In Quitman County, students don’t struggle with the curriculum, Swearengen said, because the Global Teaching Project provides tutors from Ivy League schools. It’s more about attention: Swearengen said his students tend to miss class for major athletic events. Cellphones are another distraction.
But the biggest struggle, Swearengen said, is technology. His district has limited bandwidth. During end-of-year testing, only so many students can use a computer at one time, he said. Sometimes, all nine of his students have to crowd around one computer.
That’s a huge reason his AP Computer Science pass-rate isn’t where Swearengen wants it to be.
“We have so many students on computers to where the technology person will just shut the entire network off,” he said.
Still, Swearengen said the Global Teaching Project has benefited his students in ways that can’t be quantified. Through the project, they have an opportunity to experience college-level curriculum and visit campuses like Jackson State University.
Their self-regard increases, he said.
“They get to spend a night in a hotel room when they’ve never been,” he said. “They get to go to conferences and eat different food. And talk about computers. It’s just so much. It’s a bigger picture than I think anybody could have imagined.”
That was Demeria Moore’s experience when, as a junior and senior at McAdams Attendance Center in Attala County, she took AP Physics and AP Computer Science, the latter course she was able to claim college credit for at Holmes Community College.
Though it was lonely to be the only student in the AP Computer Science course, Moore said participating in the class helped her understand the “why” behind the world.
“When I look out the window and I see the leaves, how they’re full of chlorophyll and the sun will allow them to have energy, and how that energy can get transferred to me and that just creates the circle of life,” Moore said. “All those little things have some type of science or math attached to it.
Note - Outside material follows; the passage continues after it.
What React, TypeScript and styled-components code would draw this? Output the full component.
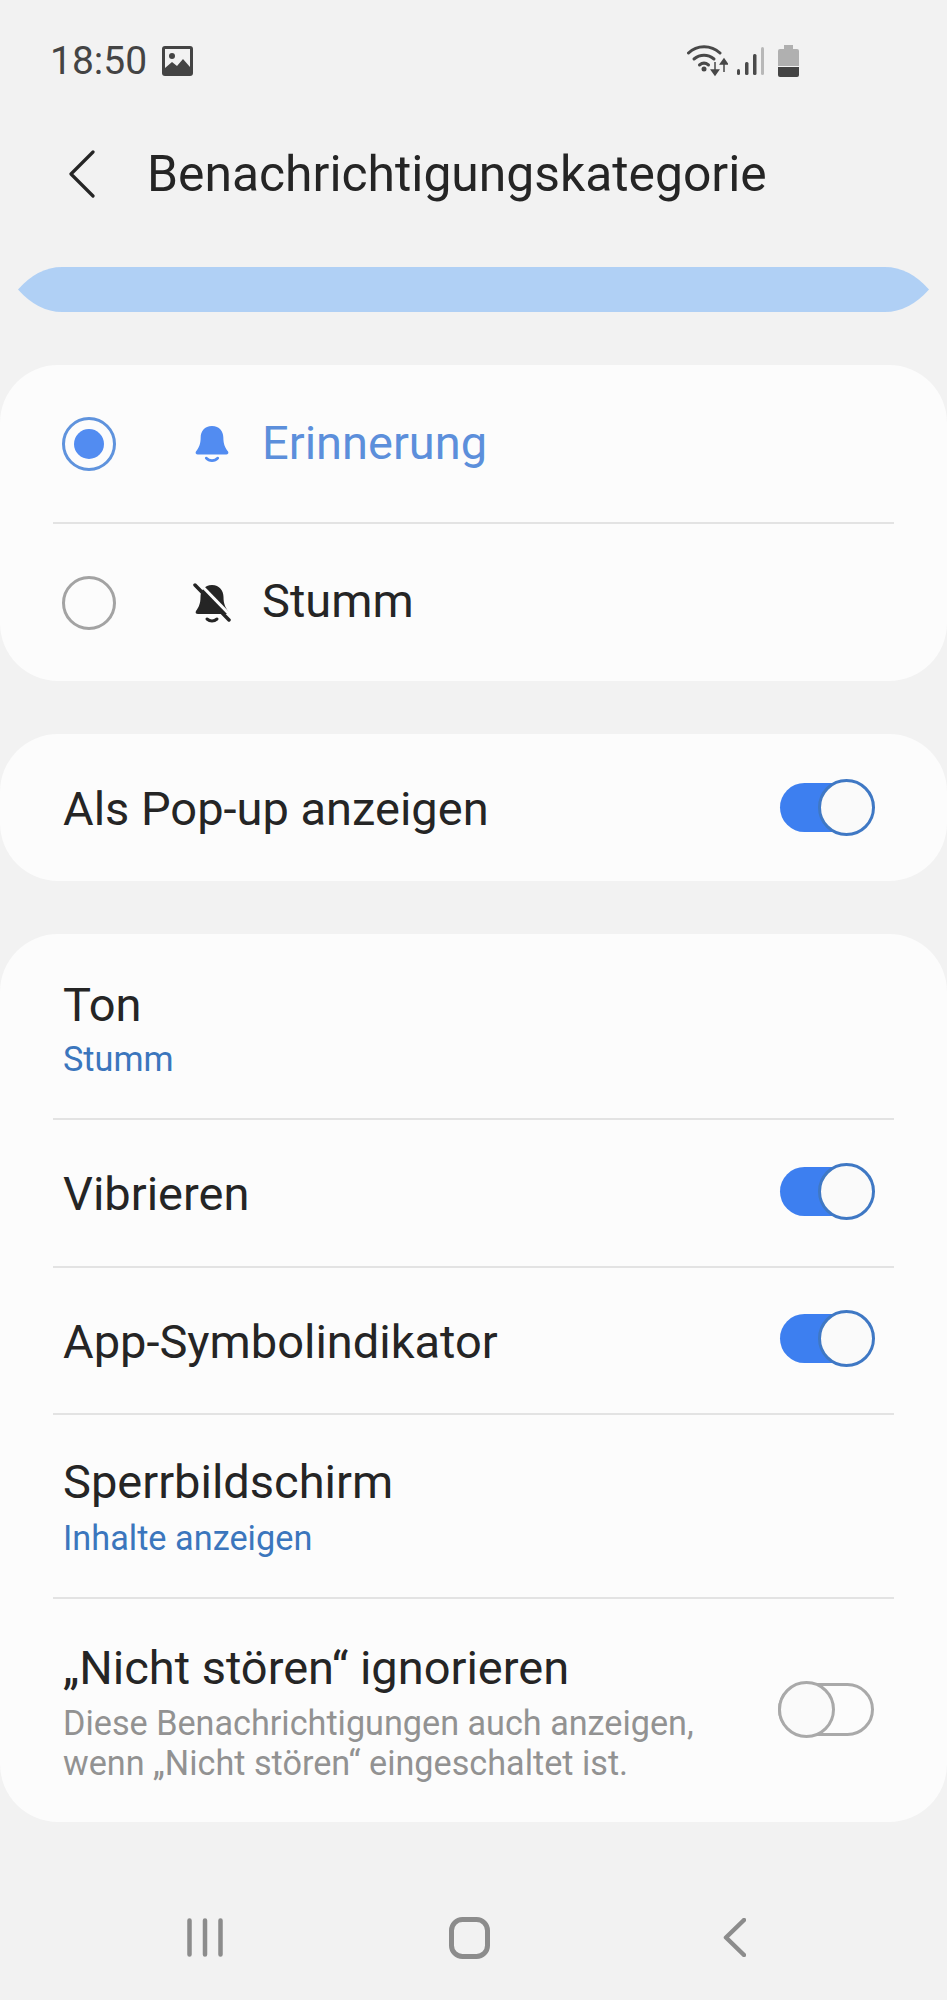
import React from "react";
import styled, { createGlobalStyle } from "styled-components";

const Global = createGlobalStyle`
  html, body { margin: 0; padding: 0; background: #f2f2f2; }
  * { box-sizing: border-box; }
`;

const Page = styled.div`
  width: 947px;
  height: 2000px;
  background: #f2f2f2;
  font-family: Roboto, "Liberation Sans", sans-serif;
  color: #252525;
  display: flex;
  flex-direction: column;
  overflow: hidden;
`;

const StatusBar = styled.div`
  height: 122px;
  padding: 0 148px 0 50px;
  display: flex;
  align-items: center;
  color: #484848;
`;
const Clock = styled.span`
  font-size: 39px;
  margin-right: 15px;
  color: #444;
`;
const StatusRight = styled.div`
  margin-left: auto;
  display: flex;
  align-items: center;
  gap: 9px;
`;

const Header = styled.header`
  height: 104px;
  display: flex;
  align-items: center;
  padding-left: 67px;
`;
const Title = styled.h1`
  margin: 0 0 0 51px;
  font-size: 49.8px;
  font-weight: 400;
  color: #252525;
`;

const Band = styled.div`
  width: 911px;
  height: 45px;
  margin: 41px 0 53px 18px;
  background: #b0d0f5;
  clip-path: path("M0 22.5 Q 20 0 44 0 H 867 Q 891 0 911 22.5 Q 891 45 867 45 H 44 Q 20 45 0 22.5 Z");
`;

const Card = styled.section`
  background: #fcfcfc;
  border-radius: 58px;
  margin-bottom: 53px;
`;
const Row = styled.div<{ $h: number; $last?: boolean }>`
  height: ${(p) => p.$h}px;
  margin: 0 53px;
  padding: 0 20px 0 10px;
  display: flex;
  align-items: center;
  border-bottom: ${(p) => (p.$last ? "none" : "2px solid #e3e3e3")};
`;
const RadioRow = styled(Row)`
  padding-left: 9px;
`;
const Radio = styled.span<{ $on?: boolean }>`
  width: 54px;
  height: 54px;
  flex: none;
  border-radius: 50%;
  border: 3px solid ${(p) => (p.$on ? "#5f93dd" : "#a3a3a3")};
  display: flex;
  align-items: center;
  justify-content: center;
  margin-right: 77px;
`;
const RadioDot = styled.span`
  width: 30px;
  height: 30px;
  border-radius: 50%;
  background: #528cf1;
`;
const BellSlot = styled.span`
  width: 38px;
  height: 40px;
  flex: none;
  margin-right: 31px;
  display: flex;
  align-items: center;
  justify-content: center;
`;
const Label = styled.span<{ $accent?: boolean; $nudge?: number }>`
  font-size: 47px;
  line-height: 56px;
  margin-top: ${(p) => p.$nudge ?? 0}px;
  color: ${(p) => (p.$accent ? "#5c8fdb" : "#252525")};
  white-space: nowrap;
`;
const Stack = styled.div<{ $gap: number; $down?: number }>`
  display: flex;
  flex-direction: column;
  margin-top: ${(p) => p.$down ?? 0}px;
  > span:first-child { margin-bottom: ${(p) => p.$gap}px; }
`;
const Sub = styled.span`
  font-size: 34.3px;
  line-height: 40px;
  color: #3b76bd;
`;
const Desc = styled.span`
  font-size: 34.2px;
  line-height: 40px;
  color: #929292;
  white-space: nowrap;
`;
const Toggle = styled.span<{ $on?: boolean; $up?: number }>`
  position: relative;
  margin-left: auto;
  margin-bottom: ${(p) => p.$up ?? 0}px;
  flex: none;
  width: ${(p) => (p.$on ? 94 : 96)}px;
  height: ${(p) => (p.$on ? 49 : 53)}px;
  border-radius: 27px;
  background: ${(p) => (p.$on ? "#3d7ff0" : "#fcfcfc")};
  border: ${(p) => (p.$on ? "none" : "3px solid #a9a9a9")};
`;
const Thumb = styled.span<{ $on?: boolean }>`
  position: absolute;
  top: ${(p) => (p.$on ? "-4px" : "-5px")};
  ${(p) => (p.$on ? "right: -1px;" : "left: -3px;")}
  width: 57px;
  height: 57px;
  border-radius: 50%;
  background: #fafafa;
  border: 3px solid ${(p) => (p.$on ? "#3f78c4" : "#a9a9a9")};
`;

const Nav = styled.nav`
  flex: 1;
  display: flex;
  align-items: center;
  gap: 226px;
  padding-left: 187px;
  > svg:last-child { margin-left: 7px; }
`;

const Bell = ({ color }: { color: string }) => (
  <svg width="34" height="38" viewBox="0 0 36 40">
    <path
      d="M18 1c8 0 12 6 12 12 0 7 2 11 5 15 1 2 0 3-2 3H3c-2 0-3-1-2-3 3-4 5-8 5-15C6 7 10 1 18 1z"
      fill={color}
    />
    <path d="M12 35c3 3.500 9 3.500 12 0" fill="none" stroke={color} strokeWidth="3" strokeLinecap="round" />
  </svg>
);

const BellOff = () => (
  <svg width="38" height="40" viewBox="0 0 38 40">
    <path
      d="M19 2c7.500 0 11.500 6 11.500 12 0 7 2 10.500 4.500 14 1 2 0 3-2 3H5c-2 0-3-1-2-3 2.500-3.500 4.500-7 4.500-14C7.500 8 11.500 2 19 2z"
      fill="#252525"
    />
    <path d="M5 -1 38 33" fill="none" stroke="#fcfcfc" strokeWidth="3" />
    <path d="M2 2 36 37" fill="none" stroke="#252525" strokeWidth="3.500" strokeLinecap="round" />
    <path d="M14 36c3 2.500 7 2.500 10 0" fill="none" stroke="#252525" strokeWidth="3" strokeLinecap="round" />
  </svg>
);

const Switch = ({ on, up }: { on?: boolean; up?: number }) => (
  <Toggle $on={on} $up={up}>
    <Thumb $on={on} />
  </Toggle>
);

export default function App() {
  return (
    <>
      <Global />
      <Page>
        <StatusBar>
          <Clock>18:50</Clock>
          <svg width="31" height="30" viewBox="0 0 31 30">
            <rect width="31" height="30" rx="3" fill="#444" />
            <rect x="3" y="3" width="25" height="24" fill="#f2f2f2" />
            <circle cx="10" cy="10" r="3" fill="#444" />
            <path d="M3 27V22l7-6 5 4 6-7 7 8v6z" fill="#444" />
          </svg>
          <StatusRight>
            <svg width="41" height="32" viewBox="0 0 41 32">
              <g fill="none" stroke="#484848" strokeWidth="3" strokeLinecap="round">
                <path d="M1.500 8C10-.5 24-.5 33 8" />
                <path d="M7 14c6-5 14-5 20 0" />
                <path d="M12.500 20c3-2.500 6-2.500 9 0" />
              </g>
              <circle cx="17" cy="24" r="2.500" fill="#484848" />
              <path d="M28 17v11M24.500 25l3.500 5 3.500-5zM37 27V16M33.500 19l3.500-5 3.500 5z" fill="#484848" stroke="#484848" strokeWidth="1.500" />
            </svg>
            <svg width="27" height="30" viewBox="0 0 27 30">
              <rect x="0" y="23" width="3" height="6" rx="1.500" fill="#4a4a4a" />
              <rect x="8" y="16" width="3.500" height="13" rx="1.500" fill="#4a4a4a" />
              <rect x="16" y="8" width="3.500" height="21" rx="1.500" fill="#4a4a4a" />
              <rect x="24" y="1" width="3" height="28" rx="1.500" fill="#b8b8b8" />
            </svg>
            <svg width="21" height="32" viewBox="0 0 21 32" style={{ marginLeft: 5 }}>
              <rect x="6" y="0" width="9" height="5" fill="#b0b0b0" />
              <path d="M2 4h17a2 2 0 0 1 2 2v15H0V6a2 2 0 0 1 2-2z" fill="#b0b0b0" />
              <path d="M0 22h21v8a2 2 0 0 1-2 2H2a2 2 0 0 1-2-2z" fill="#444" />
            </svg>
          </StatusRight>
        </StatusBar>

        <Header>
          <svg width="29" height="48" viewBox="0 0 29 48">
            <path d="M26 2 4 24l22 22" fill="none" stroke="#252525" strokeWidth="3.200" strokeLinecap="round" strokeLinejoin="round" />
          </svg>
          <Title>Benachrichtigungskategorie</Title>
        </Header>

        <Band />

        <Card>
          <RadioRow $h={159}>
            <Radio $on>
              <RadioDot />
            </Radio>
            <BellSlot>
              <Bell color="#528cf1" />
            </BellSlot>
            <Label $accent $nudge={-1}>Erinnerung</Label>
          </RadioRow>
          <RadioRow $h={157} $last>
            <Radio />
            <BellSlot>
              <BellOff />
            </BellSlot>
            <Label $nudge={-3}>Stumm</Label>
          </RadioRow>
        </Card>

        <Card>
          <Row $h={147} $last>
            <Label $nudge={3}>Als Pop-up anzeigen</Label>
            <Switch on up={0} />
          </Row>
        </Card>

        <Card>
          <Row $h={186}>
            <Stack $gap={6} $down={3}>
              <Label>Ton</Label>
              <Sub>Stumm</Sub>
            </Stack>
          </Row>
          <Row $h={148}>
            <Label $nudge={2}>Vibrieren</Label>
            <Switch on up={4} />
          </Row>
          <Row $h={147}>
            <Label $nudge={3}>App-Symbolindikator</Label>
            <Switch on up={4} />
          </Row>
          <Row $h={184}>
            <Stack $gap={8}>
              <Label>Sperrbildschirm</Label>
              <Sub>Inhalte anzeigen</Sub>
            </Stack>
          </Row>
          <Row $h={223} $last>
            <Stack $gap={7} $down={2}>
              <Label>„Nicht stören“ ignorieren</Label>
              <Desc>Diese Benachrichtigungen auch anzeigen,</Desc>
              <Desc>wenn „Nicht stören“ eingeschaltet ist.</Desc>
            </Stack>
            <Switch up={3} />
          </Row>
        </Card>

        <Nav>
          <svg width="36" height="39" viewBox="0 0 36 39">
            <g stroke="#8c8c8c" strokeWidth="4.500" strokeLinecap="round">
              <path d="M2.500 2.500v34M18 2.500v34M33.500 2.500v34" />
            </g>
          </svg>
          <svg width="41" height="42" viewBox="0 0 41 42">
            <rect x="2.500" y="2.500" width="36" height="37" rx="11" fill="none" stroke="#8c8c8c" strokeWidth="5" />
          </svg>
          <svg width="23" height="39" viewBox="0 0 23 39">
            <path d="M21 2 3 19.500 21 37" fill="none" stroke="#8c8c8c" strokeWidth="4.500" strokeLinecap="round" strokeLinejoin="round" />
          </svg>
        </Nav>
      </Page>
    </>
  );
}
It all just blew my mind.”
Moore said the Global Teaching Project also provided a sense of community at her school where teacher turnover is high. McAdams is a junior-senior high school and, by the time she graduated, all her teachers from seventh grade had left.
“I had some really good teachers and even the students who may have just maybe caused a few issues in class, even they would listen to these teachers. And I just wish they would have stayed so everybody could have a better learning experience,” she said.
Dolan said one of the successes of the Global Teaching Project also comes with irony. His initiative can help teachers become AP certified, which can lead them away from high-poverty school districts to ones that can pay better.
“We recognize there are certain issues that we cannot affect,” Dolan said. “We don’t determine who is in the building, but we will serve whoever is there.”